GE calls it the “industrial Internet.” It’s about giving machines such as power plant turbines, jet engines, and manufacturing equipment an online connection so they can constantly send back performance information, which is analyzed to automatically alert technicians when there’s a problem. GE predicts a multibillion-dollar-a-year business selling software to support this industrial Internet, a business it projects can grow at double-digit rates through 2015. GE is staking $1 billion on this idea with a new global software center in Silicon Valley, where up to 400 people will build and market software to serve the industrial Internet.
January 29, 2012
At first blush, Comstock doesn’t have an eclectic career path–she’s spent more than two decades within GE’s various divisions. But that hasn’t limited her embrace of flux. While she can dress and act the part of a quintessential corporate soldier, she’s also got a sweet spot for creative types who can bring her fresh thinking–and can spur GE forward. She’s brought in folks like Benjamin Palmer, the groovy CEO of edgy ad firm Barbarian Group, to help inject new ideas and processes into GE’s marketing apparatus. “We’re creating digital challenge teams,” she explains. She’s also trolling among cleantech and health startups, pointing to Luke Fishback at home-energy service PlotWatt as an example. “We’re doing a lot more work with entrepreneurs,” Comstock says. “It’s part of our internal growth strategy. It creates tension. It makes people’s jobs frustrating. But it’s also energizing.”
January 28, 2012
GE recently released its second annual Global Innovation Barometer, a survey of nearly 3,000 U.S. and foreign business executives on innovation. The report identified innovation as “inextricably linked” with economic growth and as the primary driver behind job creation and the rising quality of life.
January 27, 2012
Executives at GE are bracing for a new future. The challenge they face is the same one staring down wide swaths of corporate America, not to mention government, schools, and other institutions that have defined how we’ve lived: These organizations have structures and processes built for an industrial age, where efficiency is paramount but adaptability is terribly difficult. We are finely tuned at taking a successful idea or product and replicating it on a large scale.
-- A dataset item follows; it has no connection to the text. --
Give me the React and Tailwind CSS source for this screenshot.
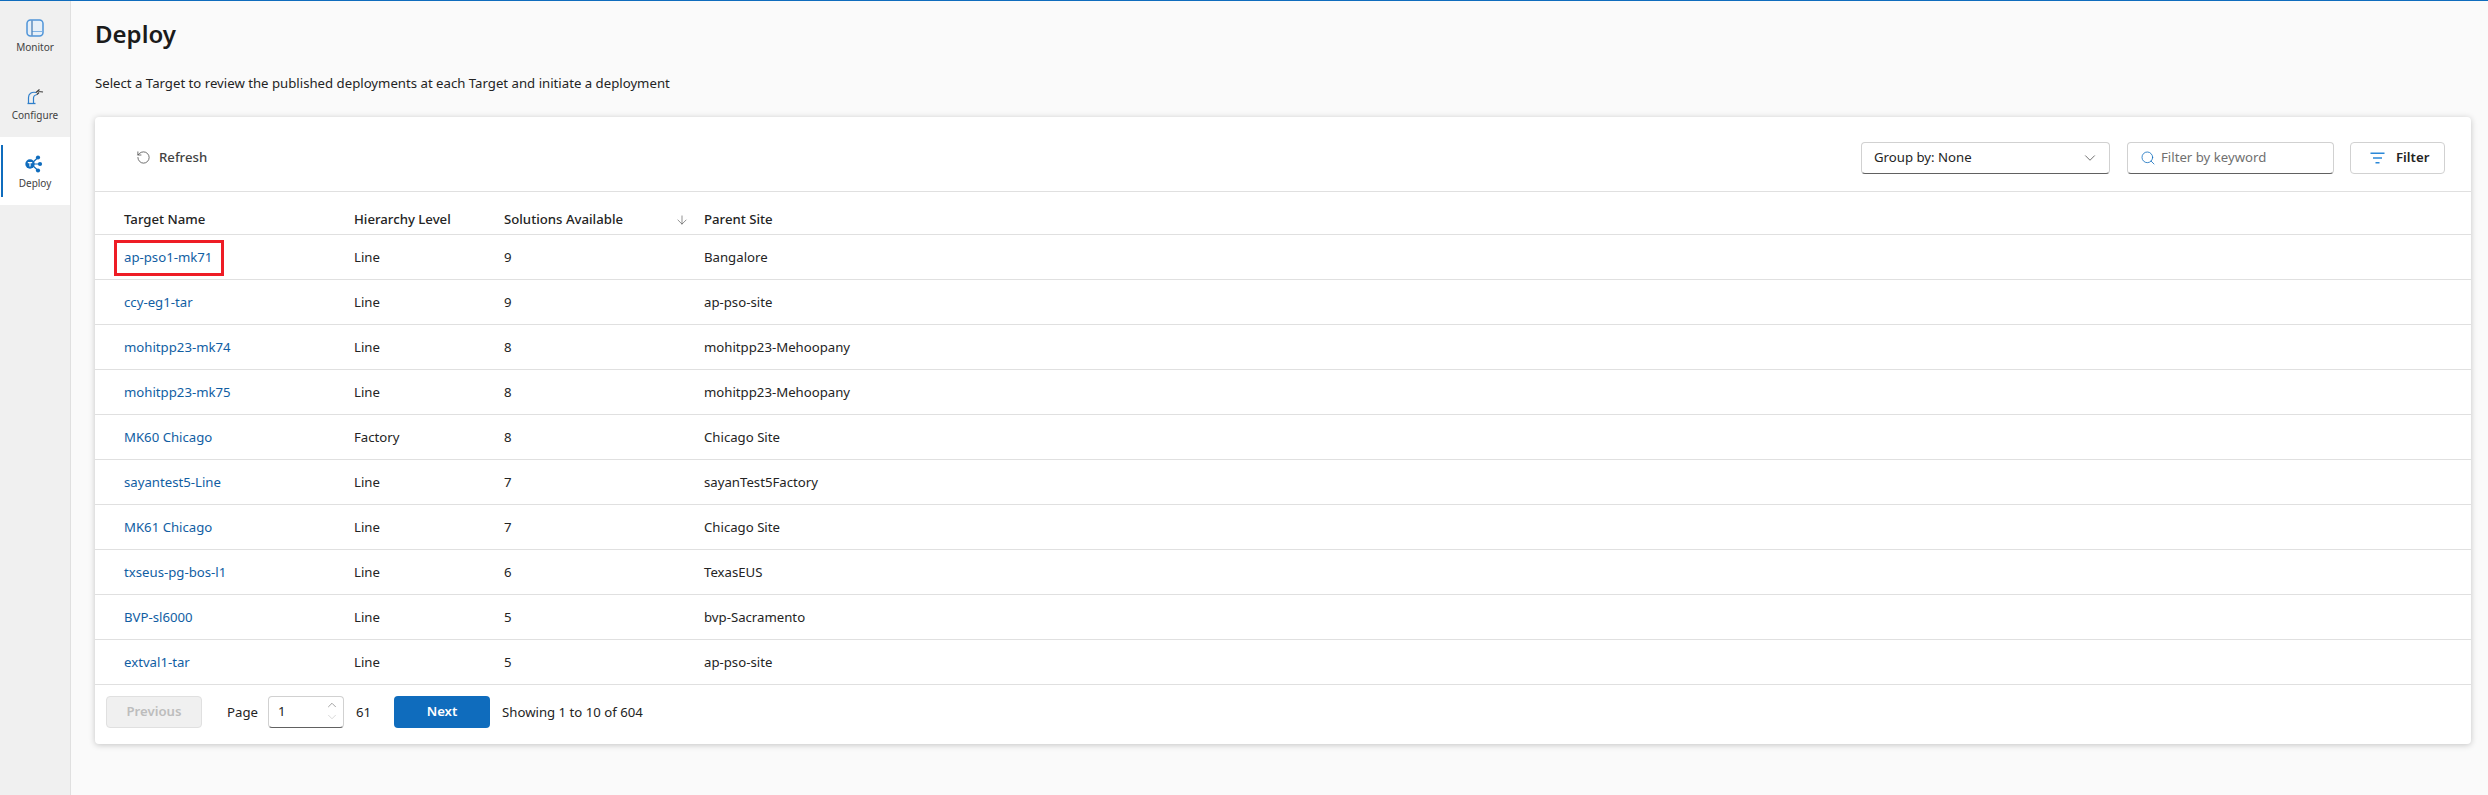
import { ArrowDown, ChevronDown, ChevronUp, RotateCcw, Search } from 'lucide-react';

const rows = [
  ['ap-pso1-mk71', 'Line', '9', 'Bangalore'],
  ['ccy-eg1-tar', 'Line', '9', 'ap-pso-site'],
  ['mohitpp23-mk74', 'Line', '8', 'mohitpp23-Mehoopany'],
  ['mohitpp23-mk75', 'Line', '8', 'mohitpp23-Mehoopany'],
  ['MK60 Chicago', 'Factory', '8', 'Chicago Site'],
  ['sayantest5-Line', 'Line', '7', 'sayanTest5Factory'],
  ['MK61 Chicago', 'Line', '7', 'Chicago Site'],
  ['txseus-pg-bos-l1', 'Line', '6', 'TexasEUS'],
  ['BVP-sl6000', 'Line', '5', 'bvp-Sacramento'],
  ['extval1-tar', 'Line', '5', 'ap-pso-site'],
];

function MonitorIcon() {
  return (
    <svg width="18" height="18" viewBox="0 0 18 18" fill="none">
      <rect x="1" y="1" width="16" height="16" rx="3.5" fill="#e6eff8" stroke="#4f94d8" strokeWidth="1.5" />
      <path d="M11 12.5H16.5M6 12.5H11" stroke="#7fb2e5" strokeWidth="1.2" />
      <path d="M6 1.5V16.5" stroke="#4a7fb5" strokeWidth="1.3" />
    </svg>
  );
}

function ConfigureIcon() {
  return (
    <svg width="18" height="17" viewBox="0 0 18 17" fill="none">
      <path d="M1.5 15.5H9.5" stroke="#2f7fcb" strokeWidth="1.3" />
      <path d="M2.5 15V9.5C2.5 6 5.5 3.5 10 4.5M7.5 15V10C7.5 8 9 7 11 6.5" stroke="#2f7fcb" strokeWidth="1.2" />
      <path d="M10 4.5L13.5 1.5M11 6.5L13 4.5M12.5 3.5L17 4" stroke="#3a3a3a" strokeWidth="1.2" />
    </svg>
  );
}

function DeployIcon() {
  return (
    <svg width="18" height="18" viewBox="0 0 18 18" fill="none" className="-ml-[3px]">
      <path d="M6 9L13 2.5M6 9H15M6 9L13 15.5" stroke="#0f6cbd" strokeWidth="1.2" />
      <circle cx="5" cy="9" r="4.7" fill="#0f6cbd" />
      <path d="M2.8 7.6H7.2M5 7.6V11.5" stroke="#fff" strokeWidth="1.2" />
      <circle cx="13" cy="2.5" r="2.1" fill="#0f6cbd" />
      <circle cx="15" cy="9" r="2.1" fill="#0f6cbd" />
      <circle cx="13" cy="15.5" r="2.1" fill="#0f6cbd" />
    </svg>
  );
}

function FilterIcon() {
  return (
    <svg width="15" height="12" viewBox="0 0 15 12" fill="none">
      <path d="M0.5 1.2H14.5M3 6H12M5.5 10.8H9.5" stroke="#2b88d8" strokeWidth="1.5" />
    </svg>
  );
}

function NavItem({ icon, label, active }) {
  return (
    <div className={`relative flex h-[68px] flex-col items-center pt-[18px] ${active ? 'bg-white' : ''}`}>
      {active && <div className="absolute left-[1px] top-[8px] h-[52px] w-[2px] bg-[#0f6cbd]" />}
      <div className="flex h-[18px] items-center">{icon}</div>
      <div className="mt-[3px] text-[10px] leading-[14px] text-[#424242]">{label}</div>
    </div>
  );
}

export default function App() {
  return (
    <div className="flex h-[795px] flex-col border-t border-[#0f6cbd] bg-[#fafafa] font-['Noto_Sans',sans-serif] text-[13.2px] text-[#242424]">
      <div className="flex min-h-0 flex-1">
        <nav className="w-[71px] shrink-0 border-r border-[#e0e0e0] bg-[#f0f0f0]">
          <div className="h-[794px]">
            <NavItem icon={<MonitorIcon />} label="Monitor" />
            <NavItem icon={<ConfigureIcon />} label="Configure" />
            <NavItem icon={<DeployIcon />} label="Deploy" active />
          </div>
        </nav>

        <main className="flex-1 pl-[24px] pr-[17px]">
          <h1 className="mt-[15px] text-[24px] font-semibold leading-[36px] text-[#1b1b1b]">Deploy</h1>
          <p className="mt-[21px] leading-[20px]">
            Select a Target to review the published deployments at each Target and initiate a deployment
          </p>

          <section className="mt-[24px] rounded-[4px] bg-white shadow-[0_1px_6px_rgba(0,0,0,0.22)]">
            <div className="flex h-[75px] items-center border-b border-[#e0e0e0] pl-[41px] pr-[26px] pt-[7px]">
              <RotateCcw size={15} strokeWidth={1.2} className="text-[#424242]" />
              <span className="ml-[8px] font-medium text-[#424242]">Refresh</span>
              <div className="ml-auto flex h-[32px] w-[249px] items-center justify-between rounded-[4px] border border-[#d1d1d1] border-b-[#616161] pl-[12px] pr-[10px]">
                Group by: None
                <ChevronDown size={18} strokeWidth={1} className="text-[#424242]" />
              </div>
              <div className="ml-[17px] flex h-[32px] w-[207px] items-center rounded-[4px] border border-[#d1d1d1] border-b-[#616161] pl-[12px] text-[#707070]">
                <Search size={16} strokeWidth={1.2} className="text-[#0f6cbd]" />
                <span className="ml-[5px]">Filter by keyword</span>
              </div>
              <div className="ml-[16px] flex h-[32px] w-[95px] items-center rounded-[4px] border border-[#d1d1d1] pl-[19px] font-semibold">
                <FilterIcon />
                <span className="ml-[11px]">Filter</span>
              </div>
            </div>

            <table className="w-full table-fixed border-collapse">
              <colgroup>
                <col className="w-[259px]" />
                <col className="w-[150px]" />
                <col className="w-[200px]" />
                <col />
              </colgroup>
              <thead>
                <tr className="h-[42px] border-b border-[#e0e0e0] text-left">
                  <th className="pl-[29px] pt-[14px] font-medium">Target Name</th>
                  <th className="pt-[14px] font-medium">Hierarchy Level</th>
                  <th className="pt-[14px] font-medium">
                    <div className="flex items-center justify-between pr-[15px]">
                      Solutions Available
                      <ArrowDown size={14} strokeWidth={1} className="text-[#424242]" />
                    </div>
                  </th>
                  <th className="pt-[14px] font-medium">Parent Site</th>
                </tr>
              </thead>
              <tbody>
                {rows.map((r, i) => (
                  <tr key={r[0]} className="h-[45px] border-b border-[#e0e0e0]">
                    <td className="pl-[29px] pt-[2px]">
                      <span className="relative text-[#115ea3]">
                        {r[0]}
                        {i === 0 && <span className="absolute -left-[10px] -top-[8px] h-[36px] w-[110px] border-[3px] border-[#ee1c25]" />}
                      </span>
                    </td>
                    <td className="pt-[2px]">{r[1]}</td>
                    <td className="pt-[2px]">{r[2]}</td>
                    <td className="pt-[2px]">{r[3]}</td>
                  </tr>
                ))}
              </tbody>
            </table>

            <div className="flex h-[59px] items-start pl-[11px] pt-[11px]">
              <div className="flex h-[32px] w-[96px] items-center justify-center rounded-[4px] border border-[#e0e0e0] bg-[#f0f0f0] font-semibold text-[#bdbdbd]">Previous</div>
              <span className="ml-[25px] leading-[32px]">Page</span>
              <div className="relative ml-[10px] flex h-[32px] w-[76px] items-center rounded-[4px] border border-[#d1d1d1] border-b-[#616161] pl-[9px]">
                1
                <div className="absolute right-[4px] top-[1px] flex flex-col">
                  <ChevronUp size={14} strokeWidth={1} className="-mb-[2px] text-[#616161]" />
                  <ChevronDown size={14} strokeWidth={1} className="text-[#bdbdbd]" />
                </div>
              </div>
              <span className="ml-[12px] leading-[32px]">61</span>
              <div className="ml-[23px] flex h-[32px] w-[96px] items-center justify-center rounded-[4px] bg-[#0f6cbd] font-semibold text-white">Next</div>
              <span className="ml-[12px] leading-[32px]">Showing 1 to 10 of 604</span>
            </div>
          </section>
        </main>
      </div>
    </div>
  );
}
But inside these legacy institutions, changing direction is rough. From classrooms arranged in rows of seats to tenured professors, from the assembly line to the way we promote executives, we have been trained to expect an orderly life. Yet the expectation that these systems provide safety and stability is a trap. This is what Comstock and Peters are battling.
January 25, 2012
With the beginning of a new year and it’s a great time to peer into the future. At GE, this does not require tea leaves. Some of the technologies that will help shape the world already exist in the company’s research labs. Take a look at manufacturing. Sometimes, the disruptive innovation is not what is being made but how. For more than a century, people made complex goods such as engine parts, turbine blades, and precise sprocket wheels by machining and taking away material to obtain the finished product. However, a new approach called additive manufacturing, or 3D printing, eliminates most of that laborious process.